--- begin Information shown ---

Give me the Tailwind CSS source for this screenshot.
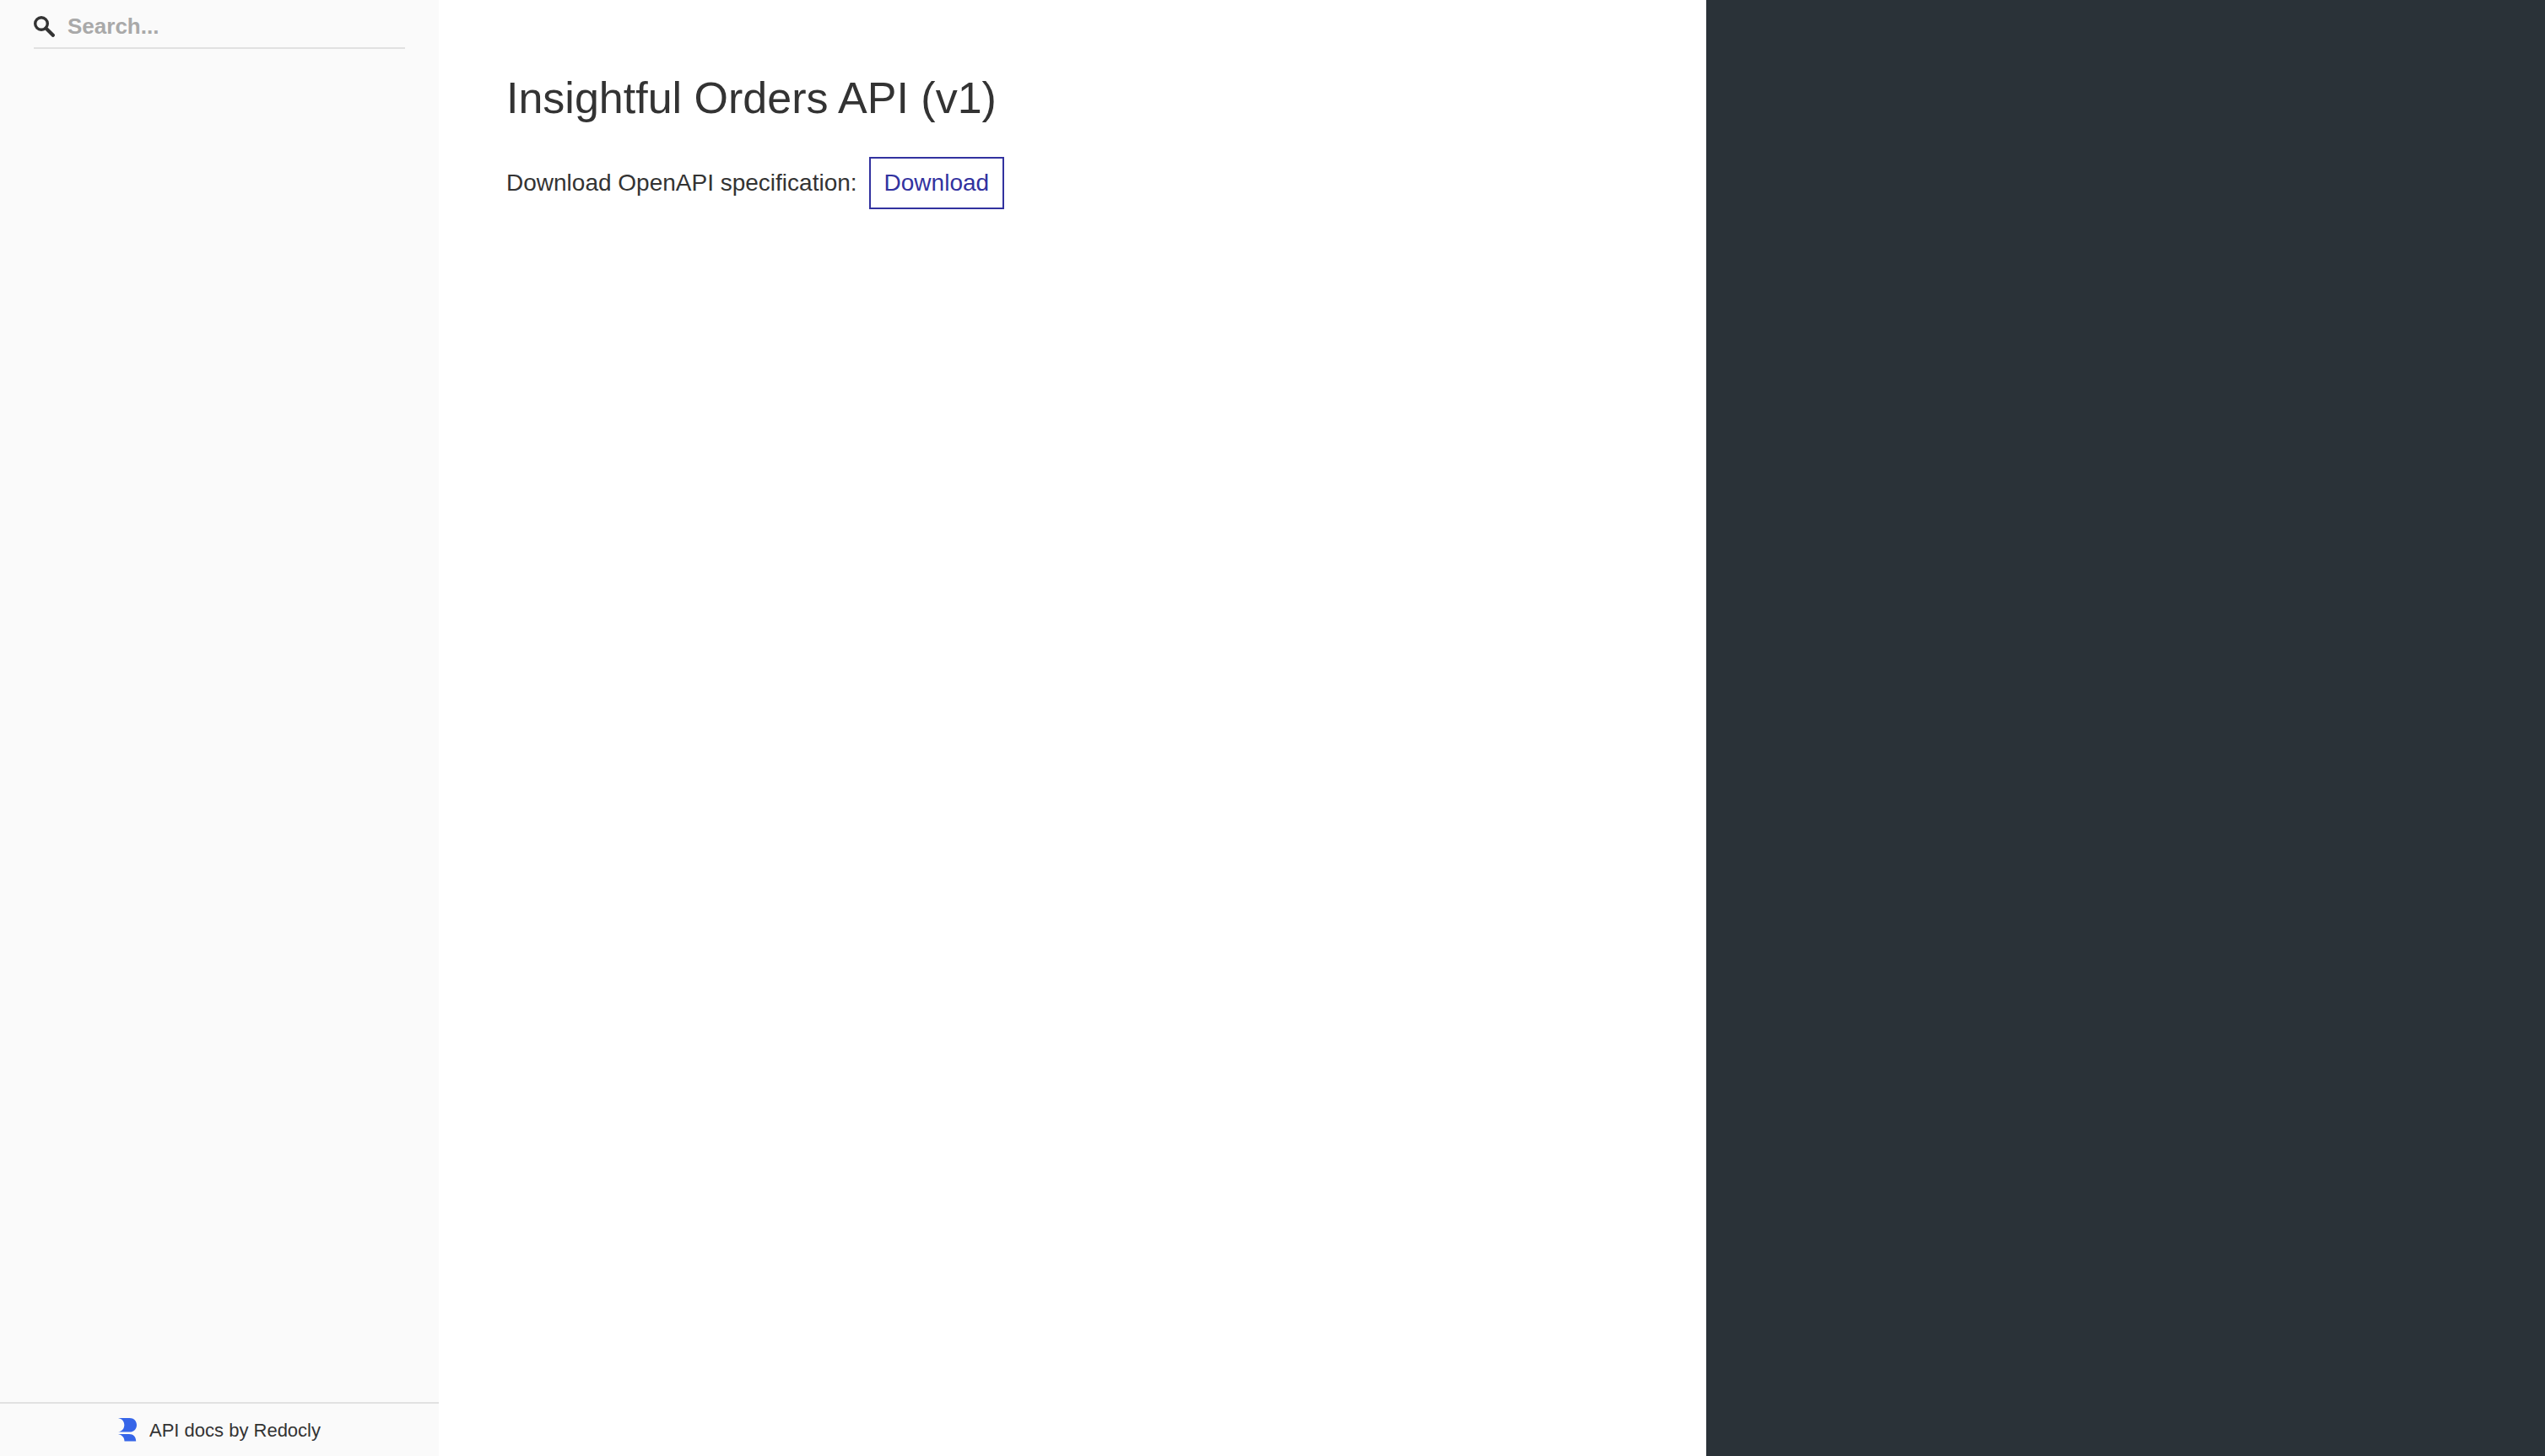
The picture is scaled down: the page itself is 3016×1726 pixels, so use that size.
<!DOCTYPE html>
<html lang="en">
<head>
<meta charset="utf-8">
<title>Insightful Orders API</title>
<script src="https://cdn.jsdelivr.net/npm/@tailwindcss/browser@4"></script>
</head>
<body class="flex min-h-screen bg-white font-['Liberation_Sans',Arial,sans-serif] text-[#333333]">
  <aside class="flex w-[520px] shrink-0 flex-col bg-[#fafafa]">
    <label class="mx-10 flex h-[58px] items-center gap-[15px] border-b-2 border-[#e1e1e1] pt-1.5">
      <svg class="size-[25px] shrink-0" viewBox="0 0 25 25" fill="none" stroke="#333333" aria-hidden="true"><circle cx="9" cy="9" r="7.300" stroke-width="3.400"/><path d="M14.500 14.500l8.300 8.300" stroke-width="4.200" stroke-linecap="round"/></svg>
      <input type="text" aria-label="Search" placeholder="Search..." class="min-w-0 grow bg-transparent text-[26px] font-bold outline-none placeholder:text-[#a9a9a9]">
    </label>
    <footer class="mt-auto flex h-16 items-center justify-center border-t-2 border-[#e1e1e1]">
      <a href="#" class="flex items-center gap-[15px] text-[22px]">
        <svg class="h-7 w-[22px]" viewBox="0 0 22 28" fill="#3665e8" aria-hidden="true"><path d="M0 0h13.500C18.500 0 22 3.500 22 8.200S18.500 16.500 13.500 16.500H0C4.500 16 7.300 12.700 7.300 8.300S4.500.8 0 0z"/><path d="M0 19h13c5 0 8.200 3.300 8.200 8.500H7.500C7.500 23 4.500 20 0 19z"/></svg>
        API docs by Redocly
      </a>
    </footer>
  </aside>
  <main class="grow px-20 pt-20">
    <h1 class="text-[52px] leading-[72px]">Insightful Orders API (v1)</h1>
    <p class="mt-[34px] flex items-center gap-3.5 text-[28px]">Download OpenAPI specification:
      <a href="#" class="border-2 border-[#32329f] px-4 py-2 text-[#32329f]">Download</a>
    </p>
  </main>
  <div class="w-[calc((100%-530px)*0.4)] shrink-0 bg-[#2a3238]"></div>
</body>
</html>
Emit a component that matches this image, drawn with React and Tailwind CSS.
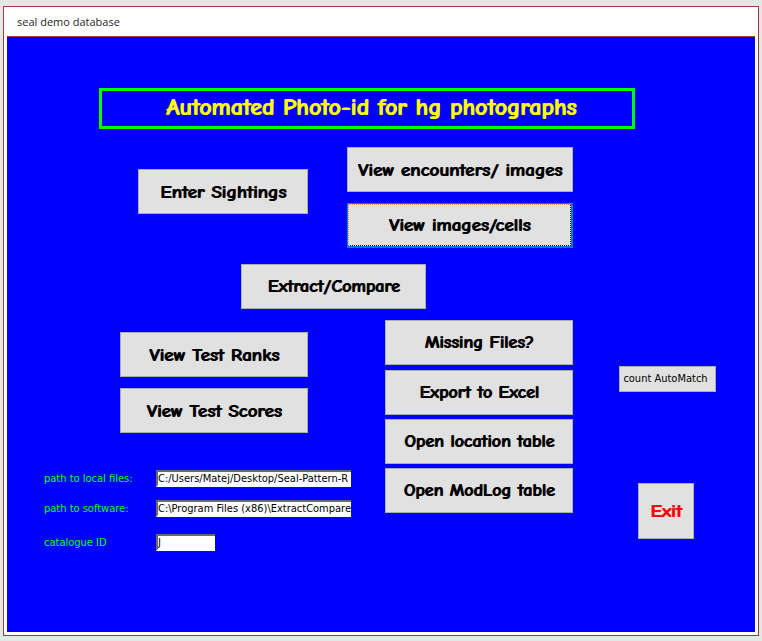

--- end Information shown ---

● Written problem
Find each line in the records holding the string "that" and show it.

● Exercise answer
The picture is scaled down: the page itself is 3016×1726 pixels, so use that size.
Emit a component that matches this image, drawn with React and Tailwind CSS.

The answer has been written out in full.